Con orgullo puedo decir hoy, que mientras el mismo odio que asesinó a Monseñor Romero segaba las vidas de nuestros compañeros, nuestros jóvenes estudiantes acompañaban en los refugios provisionales del arzobispado a nuestros hermanos de los barrios especialmente golpeados por esta guerra, recogían muertos y moribundos de ambos bandos en medio de la locura de una lucha sin tregua, protegían a niños, acompañaban a los que salían entre las balas de las zonas de combate, consolaban a quienes perdían a sus seres queridos, permanecían al lado de los pobres. ¡No han matado a la Compañía de Jesús! ¡No han matado a la Universidad José Simeón Cañas!
El testimonio de la verdad sigue. El amor es más fuerte que la muerte. Nuestros hermanos tienen sucesores dignos en la Compañía de Jesús y entre los laicos de la UCA, dispuestos a servir en la Iglesia, en la universidad, en El Salvador, siempre al lado de los pobres. Unidos en el coraje y en el compromiso a Monseñor Romero, a tantos buenos sacerdotes que nos precedieron con su ejemplo, a tantos laicos desconocidos, testigos en el amor y en la sangre.

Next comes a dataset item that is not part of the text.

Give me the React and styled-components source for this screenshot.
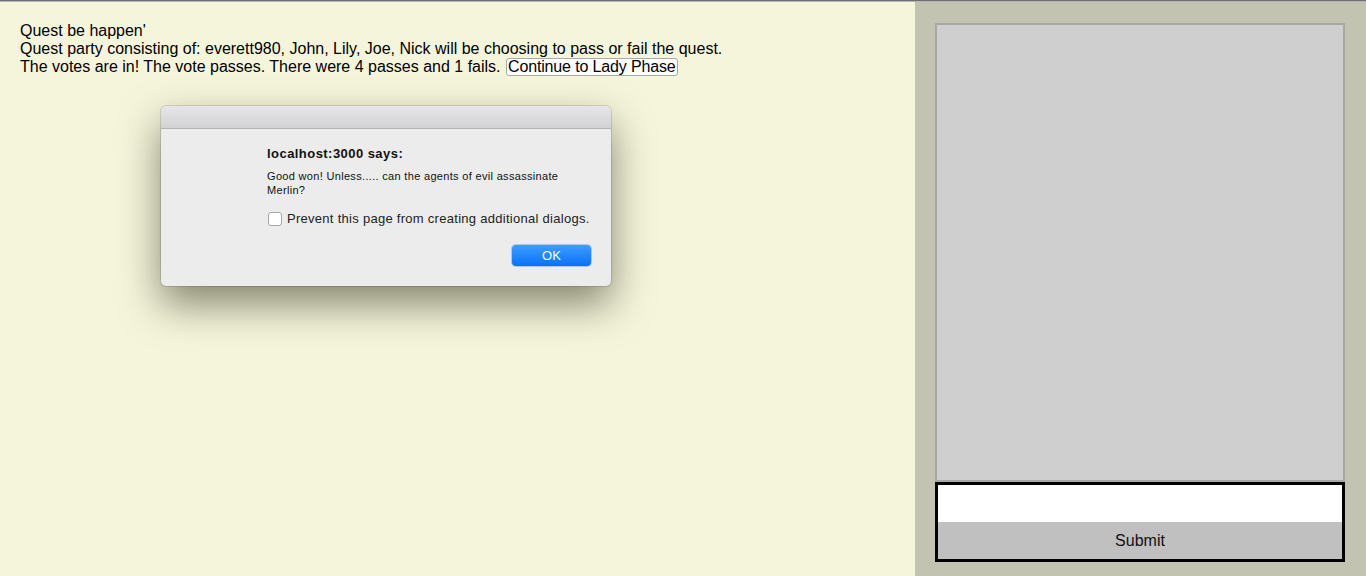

Que tanto testimonio proclamado en sangre se convierta en un urgente grito de paz. ¡No a la muerte! ¡No a la guerra! ¡No a la injusticia! ¡Sí al amor de las Bienaventuranzas transformando las estructuras de relación entre los hombres! ¡Sí al testimonio constante, en vida y en palabra, de la verdad sobre Dios, sobre las personas humanas y sobre el mundo en que vivimos!

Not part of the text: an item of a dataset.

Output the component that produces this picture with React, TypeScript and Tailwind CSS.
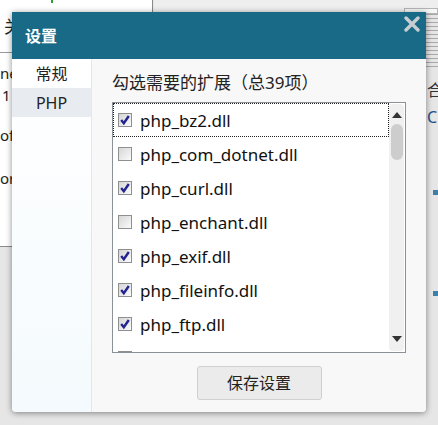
import React from 'react';

const EXTENSIONS: { name: string; checked: boolean }[] = [
  { name: 'php_bz2.dll', checked: true },
  { name: 'php_com_dotnet.dll', checked: false },
  { name: 'php_curl.dll', checked: true },
  { name: 'php_enchant.dll', checked: false },
  { name: 'php_exif.dll', checked: true },
  { name: 'php_fileinfo.dll', checked: true },
  { name: 'php_ftp.dll', checked: true },
  { name: 'php_gd2.dll', checked: false },
];

const FONT = { fontFamily: '"Noto Sans", "Noto Sans CJK SC", sans-serif' };

const CheckBox: React.FC<{ checked: boolean }> = ({ checked }) => (
  <div className="w-[14px] h-[14px] shrink-0 border border-[#8e8f8f] bg-gradient-to-br from-[#d6d6d6] to-[#fbfbfb] flex items-center justify-center">
    {checked && (
      <svg width="12" height="12" viewBox="0 0 12 12">
        <path d="M2.2 6 L4.8 9.2 L9.8 2" fill="none" stroke="#24248f" strokeWidth="2.4" strokeLinejoin="miter" />
      </svg>
    )}
  </div>
);

const Background: React.FC = () => (
  <>
    {/* window behind, left */}
    <div className="absolute left-0 top-0 w-[153px] h-[247px] bg-white border-r border-b border-[#8a8a8a]">
      <div className="absolute left-[4px] top-[14px] text-[17px] text-[#222]" style={FONT}>关</div>
      <div className="absolute left-0 top-[52px] w-full h-px bg-[#9a9a9a]" />
      <div className="absolute left-0 top-[63px] text-[15px] leading-[20px] text-[#222]" style={FONT}>ne</div>
      <div className="absolute left-[2px] top-[85px] text-[15px] leading-[20px] text-[#222]" style={FONT}>1</div>
      <div className="absolute left-0 top-[125px] text-[15px] leading-[20px] text-[#222]" style={FONT}>of</div>
      <div className="absolute left-0 top-[168px] text-[15px] leading-[20px] text-[#222]" style={FONT}>or</div>
      <div className="absolute left-[51px] top-0 w-[2px] h-[3px] bg-[#2ca02c]" />
    </div>
    {/* top strip */}
    <div className="absolute left-[154px] top-0 w-[284px] h-[14px] bg-[#eeeeee]" />
    <div className="absolute left-[404px] top-[8px] w-[34px] h-[6px] border border-[#b5b5b5] bg-[#f6f6f6]" />
    {/* right strip */}
    <div className="absolute left-[426px] top-[12px] w-[12px] h-[64px] flex flex-col gap-[3px] pt-[2px]">
      {Array.from({ length: 14 }).map((_, i) => (
        <div key={i} className="h-px w-full bg-[#a9a9a9]" />
      ))}
    </div>
    <div className="absolute left-[427px] top-[80px] text-[16px] leading-[20px] text-[#333]" style={FONT}>合</div>
    <div className="absolute left-[427px] top-[107px] text-[16px] leading-[20px] text-[#1d4f8a]" style={FONT}>C</div>
    <div className="absolute left-[433px] top-[190px] w-[5px] h-[5px] bg-[#3d7fa8]" />
    <div className="absolute left-[433px] top-[291px] w-[5px] h-[5px] bg-[#3d7fa8]" />
  </>
);

const App: React.FC = () => {
  return (
    <div className="relative w-[438px] h-[425px] overflow-hidden bg-[#e6e6e6]" style={FONT}>
      <Background />

      {/* settings dialog */}
      <div className="absolute left-[12px] top-[12px] w-[414px] h-[400px] flex flex-col rounded-b-[4px] overflow-hidden shadow-[0_1px_6px_rgba(0,0,0,0.45)]">
        <div className="h-[47px] shrink-0 bg-[#186a86] flex items-center justify-between pl-[13px] pr-[6px]">
          <span className="text-[16px] font-bold text-white leading-none">设置</span>
          <svg width="16" height="16" viewBox="0 0 16 16" className="mb-[24px]">
            <path d="M2 2 L14 14 M14 2 L2 14" stroke="#c9cdd1" strokeWidth="3.4" strokeLinecap="round" />
          </svg>
        </div>

        <div className="flex-1 flex min-h-0">
          {/* sidebar */}
          <div className="w-[80px] shrink-0 bg-gradient-to-b from-white to-[#f4fafd] border-r border-[#e6e6e6] flex flex-col">
            <div className="h-[29px] flex items-center justify-center text-[16px] text-[#222]">常规</div>
            <div className="h-[29px] flex items-center justify-center text-[16px] text-[#222] bg-[#e8ebef]">PHP</div>
          </div>

          {/* content */}
          <div className="flex-1 bg-[#f8f8f8] flex flex-col px-[20px] pt-[13px] pb-[12px]">
            <div className="text-[17px] leading-[22px] text-[#222]">勾选需要的扩展（总39项）</div>
            <div className="mt-[8px] h-[251px] border border-[#8c9099] bg-white flex overflow-hidden">
              <div className="flex-1 flex flex-col overflow-hidden">
                {EXTENSIONS.map((ext, i) => (
                  <div
                    key={ext.name}
                    className={`h-[34px] shrink-0 flex items-center gap-[8px] pl-[4px] ${
                      i === 0 ? 'border border-dotted border-[#222]' : 'border border-transparent'
                    }`}
                  >
                    <CheckBox checked={ext.checked} />
                    <span className="text-[17px] text-[#111] leading-none">{ext.name}</span>
                  </div>
                ))}
              </div>
              {/* scrollbar */}
              <div className="w-[16px] shrink-0 py-[1px] pr-[1px]">
                <div className="h-full rounded-[4px] bg-[#f0f0f0] flex flex-col items-center">
                  <svg width="10" height="6" viewBox="0 0 10 6" className="mt-[8px]">
                    <path d="M0 6 L5 0 L10 6 Z" fill="#333" />
                  </svg>
                  <div className="mt-[6px] w-[12px] h-[36px] rounded-[6px] bg-[#cdcdcd]" />
                  <div className="flex-1" />
                  <svg width="10" height="6" viewBox="0 0 10 6" className="mb-[9px]">
                    <path d="M0 0 L10 0 L5 6 Z" fill="#333" />
                  </svg>
                </div>
              </div>
            </div>
            <div className="flex justify-center mt-[13px]">
              <button className="w-[125px] h-[34px] rounded-[3px] border border-[#d0d0d0] bg-[#ebebeb] text-[16px] text-[#222]">
                保存设置
              </button>
            </div>
          </div>
        </div>
      </div>
    </div>
  );
};

export default App;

No hay testimonio cristiano de la verdad sin eucaristía. Nuestros compañeros Elba Ramos, Celina, Segundo Montes, Ellacuría, Joaquín López, Amando, Juan Ramón Moreno e Ignacio Martín-Baró están ya unidos al Señor en la muerte y en el Espíritu. Que nuestra eucaristía se convierta en una comunión íntima y comprometida con el cuerpo y con la sangre del Señor Jesús en el que viven ya nuestros hermanos.